**Instructions to follow:** Give every line again exactly as it appears, please, but not the pictures.
════════════════════
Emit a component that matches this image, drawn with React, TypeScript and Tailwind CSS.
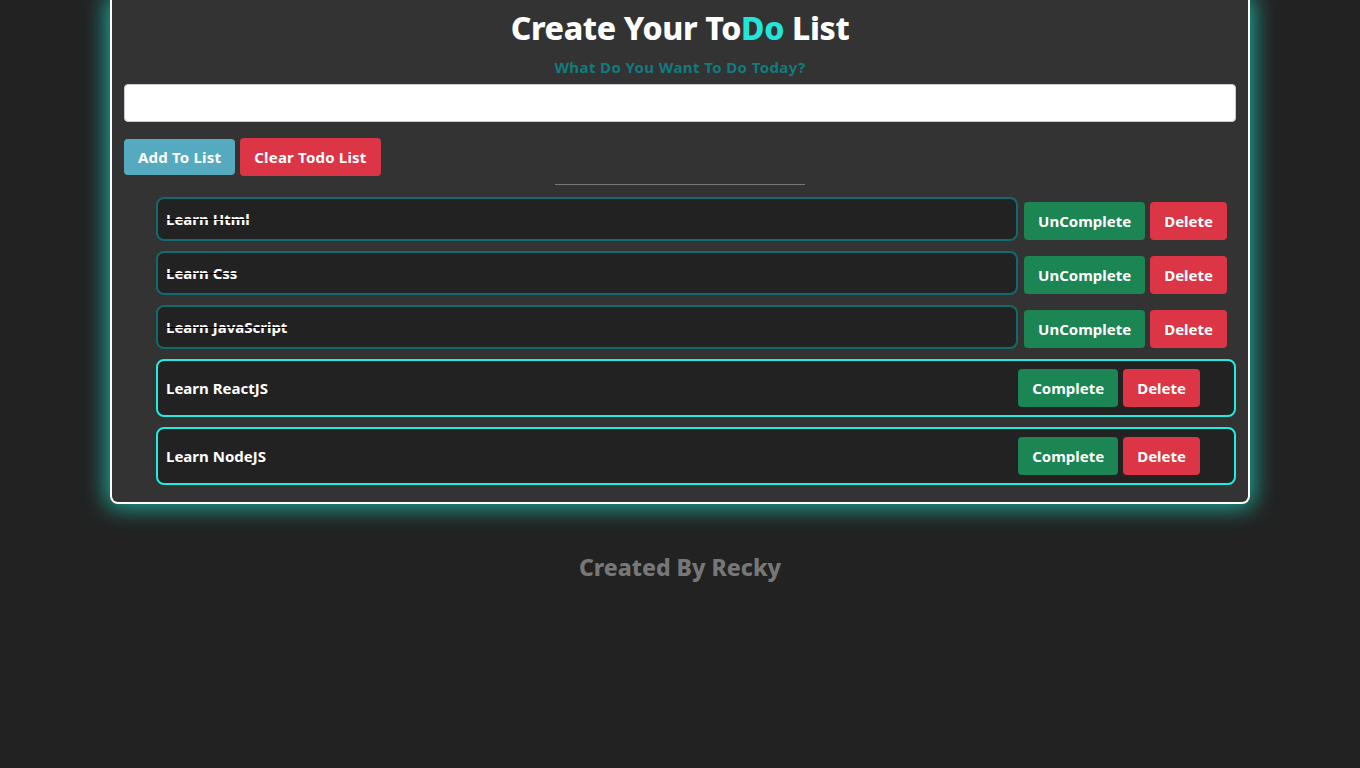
import React from 'react';

const todos = [
  { text: 'Learn Html', done: true },
  { text: 'Learn Css', done: true },
  { text: 'Learn JavaScript', done: true },
  { text: 'Learn ReactJS', done: false },
  { text: 'Learn NodeJS', done: false },
];

const font = { fontFamily: '"Noto Sans", "Open Sans", sans-serif' };

const App = () => {
  return (
    <div className="min-h-[768px] bg-[#222222] font-bold" style={font}>
      <div className="mx-auto w-[1140px] rounded-b-lg border-x-2 border-b-2 border-white bg-[#333333] px-3 pb-[17px] pt-[6px] shadow-[0_0_22px_4px_#1fa89a]">
        <h1 className="text-center text-[32px] leading-[44px] font-extrabold tracking-[-0.35px] text-white">
          Create Your To<span className="text-[#22e6da]">Do</span> List
        </h1>
        <p className="mt-[6px] text-center text-[15px] leading-[22px] tracking-[0.4px] text-[#137a7d]">What Do You Want To Do Today?</p>
        <input className="mt-[6px] block h-[38px] w-full rounded border border-[#c8ccd4] bg-white px-3" />
        <div className="mt-4 flex items-center gap-[5px]">
          <button className="h-[36px] rounded bg-[#56aabf] px-[14px] text-[15px] tracking-[0.2px] text-white">Add To List</button>
          <button className="h-[38px] rounded bg-[#dc3545] px-[14px] text-[15px] tracking-[0.2px] text-white">Clear Todo List</button>
        </div>
        <hr className="mx-auto mt-2 w-[250px] border-t border-[#777777]" />
        <ul className="mt-3 flex flex-col gap-[10px] pl-8">
          {todos.map((t) =>
            t.done ? (
              <li key={t.text} className="flex items-center">
                <div className="flex h-[44px] flex-1 items-center rounded-lg border-2 border-[#12696f] bg-[#222222] px-2">
                  <span className="text-[15px] text-white line-through decoration-black">{t.text}</span>
                </div>
                <div className="ml-[6px] mr-[9px] mt-[4px] flex gap-[5px]">
                  <button className="h-[38px] rounded bg-[#1b8553] px-[14px] text-[15px] text-white">UnComplete</button>
                  <button className="h-[38px] rounded bg-[#dc3545] px-[14px] text-[15px] text-white">Delete</button>
                </div>
              </li>
            ) : (
              <li key={t.text} className="flex h-[58px] items-center rounded-lg border-2 border-[#22ece0] bg-[#222222] pl-2 pr-[34px]">
                <span className="flex-1 text-[15px] text-white">{t.text}</span>
                <div className="flex gap-[5px]">
                  <button className="h-[38px] rounded bg-[#1b8553] px-[14px] text-[15px] text-white">Complete</button>
                  <button className="h-[38px] rounded bg-[#dc3545] px-[14px] text-[15px] text-white">Delete</button>
                </div>
              </li>
            )
          )}
        </ul>
      </div>
      <p className="mt-[46px] text-center text-[23px] font-extrabold text-[#777777]">Created By Recky</p>
    </div>
  );
};

export default App;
════════════════════
**Answer to the exercise:**
Emit a component that matches this image, drawn with React, TypeScript and Tailwind CSS.
import React from 'react';

const todos = [
  { text: 'Learn Html', done: true },
  { text: 'Learn Css', done: true },
  { text: 'Learn JavaScript', done: true },
  { text: 'Learn ReactJS', done: false },
  { text: 'Learn NodeJS', done: false },
];

const font = { fontFamily: '"Noto Sans", "Open Sans", sans-serif' };

const App = () => {
  return (
    <div className="min-h-[768px] bg-[#222222] font-bold" style={font}>
      <div className="mx-auto w-[1140px] rounded-b-lg border-x-2 border-b-2 border-white bg-[#333333] px-3 pb-[17px] pt-[6px] shadow-[0_0_22px_4px_#1fa89a]">
        <h1 className="text-center text-[32px] leading-[44px] font-extrabold tracking-[-0.35px] text-white">
          Create Your To<span className="text-[#22e6da]">Do</span> List
        </h1>
        <p className="mt-[6px] text-center text-[15px] leading-[22px] tracking-[0.4px] text-[#137a7d]">What Do You Want To Do Today?</p>
        <input className="mt-[6px] block h-[38px] w-full rounded border border-[#c8ccd4] bg-white px-3" />
        <div className="mt-4 flex items-center gap-[5px]">
          <button className="h-[36px] rounded bg-[#56aabf] px-[14px] text-[15px] tracking-[0.2px] text-white">Add To List</button>
          <button className="h-[38px] rounded bg-[#dc3545] px-[14px] text-[15px] tracking-[0.2px] text-white">Clear Todo List</button>
        </div>
        <hr className="mx-auto mt-2 w-[250px] border-t border-[#777777]" />
        <ul className="mt-3 flex flex-col gap-[10px] pl-8">
          {todos.map((t) =>
            t.done ? (
              <li key={t.text} className="flex items-center">
                <div className="flex h-[44px] flex-1 items-center rounded-lg border-2 border-[#12696f] bg-[#222222] px-2">
                  <span className="text-[15px] text-white line-through decoration-black">{t.text}</span>
                </div>
                <div className="ml-[6px] mr-[9px] mt-[4px] flex gap-[5px]">
                  <button className="h-[38px] rounded bg-[#1b8553] px-[14px] text-[15px] text-white">UnComplete</button>
                  <button className="h-[38px] rounded bg-[#dc3545] px-[14px] text-[15px] text-white">Delete</button>
                </div>
              </li>
            ) : (
              <li key={t.text} className="flex h-[58px] items-center rounded-lg border-2 border-[#22ece0] bg-[#222222] pl-2 pr-[34px]">
                <span className="flex-1 text-[15px] text-white">{t.text}</span>
                <div className="flex gap-[5px]">
                  <button className="h-[38px] rounded bg-[#1b8553] px-[14px] text-[15px] text-white">Complete</button>
                  <button className="h-[38px] rounded bg-[#dc3545] px-[14px] text-[15px] text-white">Delete</button>
                </div>
              </li>
            )
          )}
        </ul>
      </div>
      <p className="mt-[46px] text-center text-[23px] font-extrabold text-[#777777]">Created By Recky</p>
    </div>
  );
};

export default App;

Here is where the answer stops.